- Goal
Each line of the material below that holds the word "React" needs to be copied.

- Raw data

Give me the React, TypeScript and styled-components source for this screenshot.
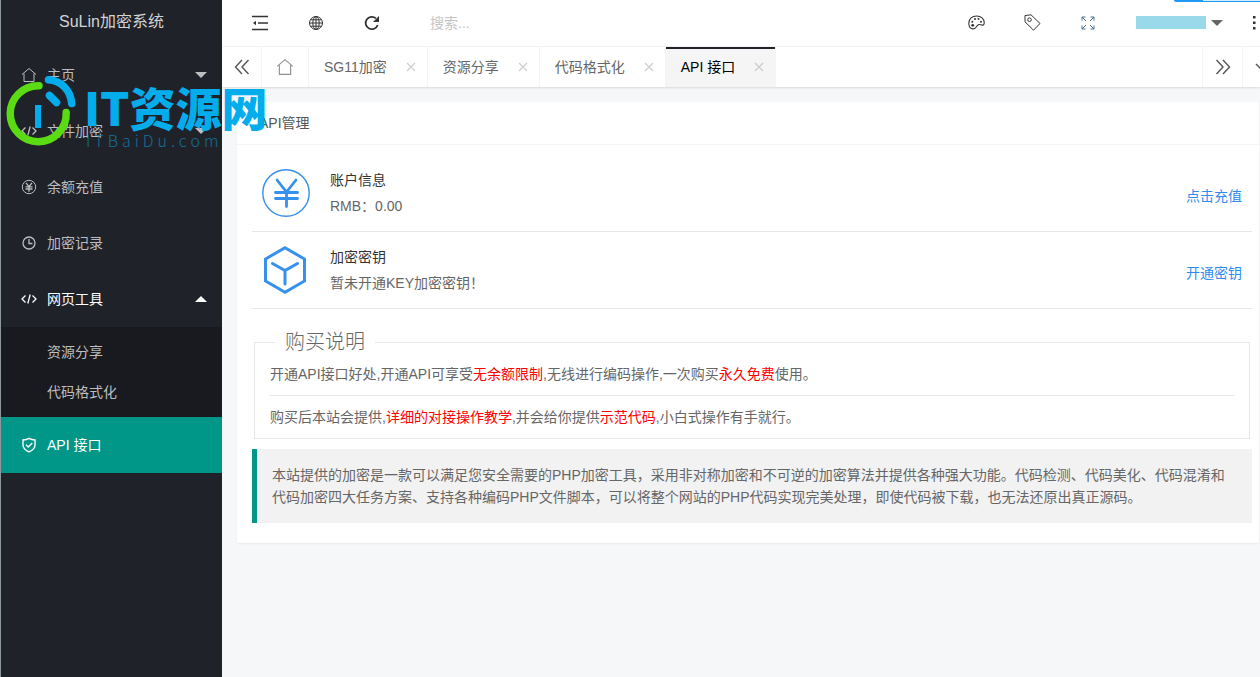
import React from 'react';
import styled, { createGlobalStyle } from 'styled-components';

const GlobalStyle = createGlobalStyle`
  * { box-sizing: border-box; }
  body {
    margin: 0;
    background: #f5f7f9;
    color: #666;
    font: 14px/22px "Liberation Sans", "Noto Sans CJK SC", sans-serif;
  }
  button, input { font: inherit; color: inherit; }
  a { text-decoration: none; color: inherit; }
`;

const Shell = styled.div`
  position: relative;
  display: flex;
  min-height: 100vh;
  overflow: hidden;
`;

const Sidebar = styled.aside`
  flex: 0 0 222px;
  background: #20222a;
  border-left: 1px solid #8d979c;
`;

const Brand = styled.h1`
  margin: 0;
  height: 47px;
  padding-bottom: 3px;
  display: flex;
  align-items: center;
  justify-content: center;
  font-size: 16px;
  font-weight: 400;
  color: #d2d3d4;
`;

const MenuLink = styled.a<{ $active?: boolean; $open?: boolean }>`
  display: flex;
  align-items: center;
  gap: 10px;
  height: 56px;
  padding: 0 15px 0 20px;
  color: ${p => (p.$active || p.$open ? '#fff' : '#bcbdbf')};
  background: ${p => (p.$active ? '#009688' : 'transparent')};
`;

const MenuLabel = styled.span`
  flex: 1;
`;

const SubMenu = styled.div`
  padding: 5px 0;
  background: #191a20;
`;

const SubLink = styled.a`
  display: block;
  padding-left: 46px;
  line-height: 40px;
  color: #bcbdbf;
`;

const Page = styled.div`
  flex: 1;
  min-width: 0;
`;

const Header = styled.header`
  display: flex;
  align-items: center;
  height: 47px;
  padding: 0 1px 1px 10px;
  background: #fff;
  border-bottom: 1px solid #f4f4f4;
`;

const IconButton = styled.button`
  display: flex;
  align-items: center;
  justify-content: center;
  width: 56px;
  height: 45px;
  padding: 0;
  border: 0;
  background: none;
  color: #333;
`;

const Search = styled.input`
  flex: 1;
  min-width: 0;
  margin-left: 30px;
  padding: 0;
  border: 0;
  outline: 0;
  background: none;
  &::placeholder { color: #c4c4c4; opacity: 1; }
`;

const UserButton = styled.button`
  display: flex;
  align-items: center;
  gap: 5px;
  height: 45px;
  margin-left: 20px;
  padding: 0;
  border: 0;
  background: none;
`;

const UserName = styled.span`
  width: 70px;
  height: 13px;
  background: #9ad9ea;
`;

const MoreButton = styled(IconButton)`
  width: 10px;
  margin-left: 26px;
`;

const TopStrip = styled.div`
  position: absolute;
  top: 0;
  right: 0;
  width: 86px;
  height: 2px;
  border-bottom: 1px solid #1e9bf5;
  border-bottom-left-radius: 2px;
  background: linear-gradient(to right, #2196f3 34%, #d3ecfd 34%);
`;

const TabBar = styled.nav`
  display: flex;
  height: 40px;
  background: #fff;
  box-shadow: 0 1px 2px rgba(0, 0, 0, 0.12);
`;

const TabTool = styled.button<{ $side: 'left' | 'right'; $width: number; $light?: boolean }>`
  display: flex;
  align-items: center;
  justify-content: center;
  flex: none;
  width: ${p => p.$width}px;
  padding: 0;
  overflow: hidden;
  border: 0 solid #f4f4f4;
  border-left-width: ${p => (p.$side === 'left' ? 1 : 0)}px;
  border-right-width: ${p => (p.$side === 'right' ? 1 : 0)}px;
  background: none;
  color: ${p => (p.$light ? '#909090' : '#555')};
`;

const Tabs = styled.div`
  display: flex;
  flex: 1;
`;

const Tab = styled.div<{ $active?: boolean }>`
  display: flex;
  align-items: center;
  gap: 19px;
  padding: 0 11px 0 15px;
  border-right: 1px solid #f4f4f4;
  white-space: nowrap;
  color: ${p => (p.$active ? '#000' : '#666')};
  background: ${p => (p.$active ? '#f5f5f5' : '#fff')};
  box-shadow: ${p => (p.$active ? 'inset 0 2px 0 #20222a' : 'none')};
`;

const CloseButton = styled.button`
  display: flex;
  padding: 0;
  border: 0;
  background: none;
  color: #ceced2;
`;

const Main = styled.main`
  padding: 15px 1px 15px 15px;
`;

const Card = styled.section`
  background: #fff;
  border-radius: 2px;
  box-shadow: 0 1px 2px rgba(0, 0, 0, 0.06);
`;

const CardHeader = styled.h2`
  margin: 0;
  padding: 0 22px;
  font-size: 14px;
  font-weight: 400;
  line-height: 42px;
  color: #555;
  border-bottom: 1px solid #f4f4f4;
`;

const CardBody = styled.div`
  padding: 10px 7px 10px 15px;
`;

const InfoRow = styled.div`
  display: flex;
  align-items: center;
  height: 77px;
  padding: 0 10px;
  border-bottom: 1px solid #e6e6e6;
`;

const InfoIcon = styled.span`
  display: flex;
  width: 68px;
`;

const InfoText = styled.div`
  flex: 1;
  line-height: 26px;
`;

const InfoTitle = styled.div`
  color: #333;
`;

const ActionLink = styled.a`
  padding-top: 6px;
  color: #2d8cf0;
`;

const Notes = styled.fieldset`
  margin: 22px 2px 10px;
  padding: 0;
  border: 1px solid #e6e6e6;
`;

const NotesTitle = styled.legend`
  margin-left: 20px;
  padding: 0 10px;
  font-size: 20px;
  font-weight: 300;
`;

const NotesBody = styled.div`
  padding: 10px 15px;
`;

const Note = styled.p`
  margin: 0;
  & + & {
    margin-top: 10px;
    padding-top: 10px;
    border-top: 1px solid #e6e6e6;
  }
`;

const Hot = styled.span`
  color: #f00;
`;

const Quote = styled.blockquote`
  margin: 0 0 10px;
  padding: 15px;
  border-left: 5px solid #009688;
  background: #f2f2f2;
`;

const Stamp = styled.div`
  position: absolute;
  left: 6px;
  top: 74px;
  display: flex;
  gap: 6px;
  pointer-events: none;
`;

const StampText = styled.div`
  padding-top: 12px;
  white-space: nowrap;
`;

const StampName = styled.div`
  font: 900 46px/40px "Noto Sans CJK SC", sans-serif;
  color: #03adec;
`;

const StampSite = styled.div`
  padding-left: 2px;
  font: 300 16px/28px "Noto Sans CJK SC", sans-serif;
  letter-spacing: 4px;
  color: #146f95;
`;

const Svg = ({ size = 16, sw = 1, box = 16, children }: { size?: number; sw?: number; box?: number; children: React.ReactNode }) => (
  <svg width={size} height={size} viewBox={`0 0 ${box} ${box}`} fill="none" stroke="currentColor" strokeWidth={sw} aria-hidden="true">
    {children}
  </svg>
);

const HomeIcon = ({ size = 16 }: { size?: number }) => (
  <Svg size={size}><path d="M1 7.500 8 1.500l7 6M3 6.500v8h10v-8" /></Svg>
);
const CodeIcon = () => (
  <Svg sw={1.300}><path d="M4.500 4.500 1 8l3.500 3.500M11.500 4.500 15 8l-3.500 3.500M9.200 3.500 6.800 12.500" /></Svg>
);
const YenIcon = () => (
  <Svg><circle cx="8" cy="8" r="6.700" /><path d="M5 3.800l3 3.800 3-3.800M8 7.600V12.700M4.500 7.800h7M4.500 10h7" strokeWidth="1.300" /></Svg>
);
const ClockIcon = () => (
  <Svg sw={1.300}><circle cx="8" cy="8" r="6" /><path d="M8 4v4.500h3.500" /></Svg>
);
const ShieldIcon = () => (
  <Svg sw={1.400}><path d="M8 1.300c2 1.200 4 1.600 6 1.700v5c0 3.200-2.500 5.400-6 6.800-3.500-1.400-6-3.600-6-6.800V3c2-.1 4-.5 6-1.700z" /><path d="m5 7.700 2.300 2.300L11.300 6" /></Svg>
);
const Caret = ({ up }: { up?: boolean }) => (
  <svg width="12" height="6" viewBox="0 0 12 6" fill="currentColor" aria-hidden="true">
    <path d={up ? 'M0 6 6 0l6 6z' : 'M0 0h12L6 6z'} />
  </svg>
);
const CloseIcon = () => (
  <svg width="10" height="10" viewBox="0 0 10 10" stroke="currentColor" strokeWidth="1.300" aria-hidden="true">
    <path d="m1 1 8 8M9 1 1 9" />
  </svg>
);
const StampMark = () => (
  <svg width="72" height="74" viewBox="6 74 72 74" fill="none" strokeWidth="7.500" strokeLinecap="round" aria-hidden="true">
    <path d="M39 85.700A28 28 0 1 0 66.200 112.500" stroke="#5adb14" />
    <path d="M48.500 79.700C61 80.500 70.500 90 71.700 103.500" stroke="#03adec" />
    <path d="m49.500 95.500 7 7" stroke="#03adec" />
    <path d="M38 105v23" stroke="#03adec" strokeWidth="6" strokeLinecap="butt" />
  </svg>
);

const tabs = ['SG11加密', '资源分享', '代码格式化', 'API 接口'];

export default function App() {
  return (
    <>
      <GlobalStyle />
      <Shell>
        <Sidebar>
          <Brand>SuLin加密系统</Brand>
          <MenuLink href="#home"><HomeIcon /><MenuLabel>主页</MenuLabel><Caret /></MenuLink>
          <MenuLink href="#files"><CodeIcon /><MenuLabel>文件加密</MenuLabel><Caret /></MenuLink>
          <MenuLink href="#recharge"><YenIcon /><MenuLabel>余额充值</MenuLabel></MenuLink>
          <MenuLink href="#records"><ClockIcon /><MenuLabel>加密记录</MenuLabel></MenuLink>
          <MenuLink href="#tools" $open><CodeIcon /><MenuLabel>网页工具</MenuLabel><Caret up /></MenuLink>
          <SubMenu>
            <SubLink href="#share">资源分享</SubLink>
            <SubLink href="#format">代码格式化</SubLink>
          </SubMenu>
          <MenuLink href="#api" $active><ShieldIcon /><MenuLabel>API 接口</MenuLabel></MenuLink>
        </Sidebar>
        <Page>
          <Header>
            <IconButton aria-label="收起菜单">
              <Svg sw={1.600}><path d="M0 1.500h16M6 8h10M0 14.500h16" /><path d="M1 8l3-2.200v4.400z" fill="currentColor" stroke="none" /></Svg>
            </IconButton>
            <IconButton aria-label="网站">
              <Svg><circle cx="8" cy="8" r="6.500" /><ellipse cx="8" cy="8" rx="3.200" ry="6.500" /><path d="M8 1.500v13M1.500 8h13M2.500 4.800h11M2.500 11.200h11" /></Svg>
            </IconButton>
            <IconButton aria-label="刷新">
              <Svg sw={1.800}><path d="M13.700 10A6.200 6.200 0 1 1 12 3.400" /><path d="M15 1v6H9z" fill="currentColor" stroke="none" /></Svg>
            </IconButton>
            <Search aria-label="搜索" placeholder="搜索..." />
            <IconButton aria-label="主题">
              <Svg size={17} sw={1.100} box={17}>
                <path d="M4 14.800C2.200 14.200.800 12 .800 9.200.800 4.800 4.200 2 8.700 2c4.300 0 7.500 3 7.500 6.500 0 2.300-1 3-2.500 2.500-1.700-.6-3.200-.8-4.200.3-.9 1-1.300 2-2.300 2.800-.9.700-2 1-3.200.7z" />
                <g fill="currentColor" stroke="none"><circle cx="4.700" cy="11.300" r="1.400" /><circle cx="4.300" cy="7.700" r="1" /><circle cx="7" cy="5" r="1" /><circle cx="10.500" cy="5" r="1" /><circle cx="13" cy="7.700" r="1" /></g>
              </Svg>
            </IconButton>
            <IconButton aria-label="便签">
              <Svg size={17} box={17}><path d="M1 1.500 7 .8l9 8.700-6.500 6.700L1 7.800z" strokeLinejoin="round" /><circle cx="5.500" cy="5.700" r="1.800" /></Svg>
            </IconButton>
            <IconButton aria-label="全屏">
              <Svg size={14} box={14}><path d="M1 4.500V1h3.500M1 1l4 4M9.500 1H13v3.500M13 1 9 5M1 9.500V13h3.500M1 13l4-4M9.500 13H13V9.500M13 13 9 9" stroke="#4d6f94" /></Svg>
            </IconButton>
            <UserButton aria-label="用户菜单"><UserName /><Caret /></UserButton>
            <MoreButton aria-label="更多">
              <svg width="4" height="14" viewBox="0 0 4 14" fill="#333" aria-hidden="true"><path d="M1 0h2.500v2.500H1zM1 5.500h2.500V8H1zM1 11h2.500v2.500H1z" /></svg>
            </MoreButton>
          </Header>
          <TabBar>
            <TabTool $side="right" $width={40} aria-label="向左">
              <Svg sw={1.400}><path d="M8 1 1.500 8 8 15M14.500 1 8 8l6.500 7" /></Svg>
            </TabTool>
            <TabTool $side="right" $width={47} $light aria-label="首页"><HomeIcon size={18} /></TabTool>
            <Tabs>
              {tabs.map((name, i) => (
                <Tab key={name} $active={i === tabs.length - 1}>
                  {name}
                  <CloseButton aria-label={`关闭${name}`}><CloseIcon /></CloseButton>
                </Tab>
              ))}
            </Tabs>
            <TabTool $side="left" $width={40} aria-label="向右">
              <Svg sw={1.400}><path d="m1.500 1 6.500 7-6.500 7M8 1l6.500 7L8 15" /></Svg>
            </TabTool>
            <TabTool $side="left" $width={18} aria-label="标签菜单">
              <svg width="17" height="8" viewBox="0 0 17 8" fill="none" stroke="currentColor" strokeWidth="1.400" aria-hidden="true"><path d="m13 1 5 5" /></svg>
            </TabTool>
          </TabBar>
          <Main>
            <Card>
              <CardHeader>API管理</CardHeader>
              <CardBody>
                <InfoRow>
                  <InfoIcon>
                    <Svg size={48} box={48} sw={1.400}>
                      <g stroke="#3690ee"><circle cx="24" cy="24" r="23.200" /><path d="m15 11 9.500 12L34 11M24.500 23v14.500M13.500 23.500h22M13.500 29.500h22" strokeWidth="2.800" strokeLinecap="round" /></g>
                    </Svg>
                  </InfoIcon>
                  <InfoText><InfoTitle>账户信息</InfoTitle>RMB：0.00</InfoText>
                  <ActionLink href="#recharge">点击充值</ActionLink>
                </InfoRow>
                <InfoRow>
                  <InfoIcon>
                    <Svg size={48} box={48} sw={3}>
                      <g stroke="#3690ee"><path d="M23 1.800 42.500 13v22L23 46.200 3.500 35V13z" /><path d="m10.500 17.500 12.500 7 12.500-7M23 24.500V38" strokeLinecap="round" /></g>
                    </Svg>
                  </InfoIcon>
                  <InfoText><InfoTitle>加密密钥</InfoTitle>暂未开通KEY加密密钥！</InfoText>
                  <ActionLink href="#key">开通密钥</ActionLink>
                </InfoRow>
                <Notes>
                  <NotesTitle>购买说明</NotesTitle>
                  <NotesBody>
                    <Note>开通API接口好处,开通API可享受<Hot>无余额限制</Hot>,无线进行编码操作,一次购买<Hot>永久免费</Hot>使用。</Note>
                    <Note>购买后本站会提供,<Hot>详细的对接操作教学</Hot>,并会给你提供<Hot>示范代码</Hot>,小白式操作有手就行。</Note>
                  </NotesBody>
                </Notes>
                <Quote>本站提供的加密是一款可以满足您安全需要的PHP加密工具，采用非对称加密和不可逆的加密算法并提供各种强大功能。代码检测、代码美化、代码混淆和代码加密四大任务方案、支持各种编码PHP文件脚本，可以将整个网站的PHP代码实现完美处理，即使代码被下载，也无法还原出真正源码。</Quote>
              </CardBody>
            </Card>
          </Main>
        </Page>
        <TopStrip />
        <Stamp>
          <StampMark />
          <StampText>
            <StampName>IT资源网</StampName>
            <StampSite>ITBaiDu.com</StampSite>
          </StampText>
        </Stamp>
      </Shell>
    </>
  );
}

- Answer to the exercise
Give me the React, TypeScript and styled-components source for this screenshot.
import React from 'react';
const Svg = ({ size = 16, sw = 1, box = 16, children }: { size?: number; sw?: number; box?: number; children: React.ReactNode }) => (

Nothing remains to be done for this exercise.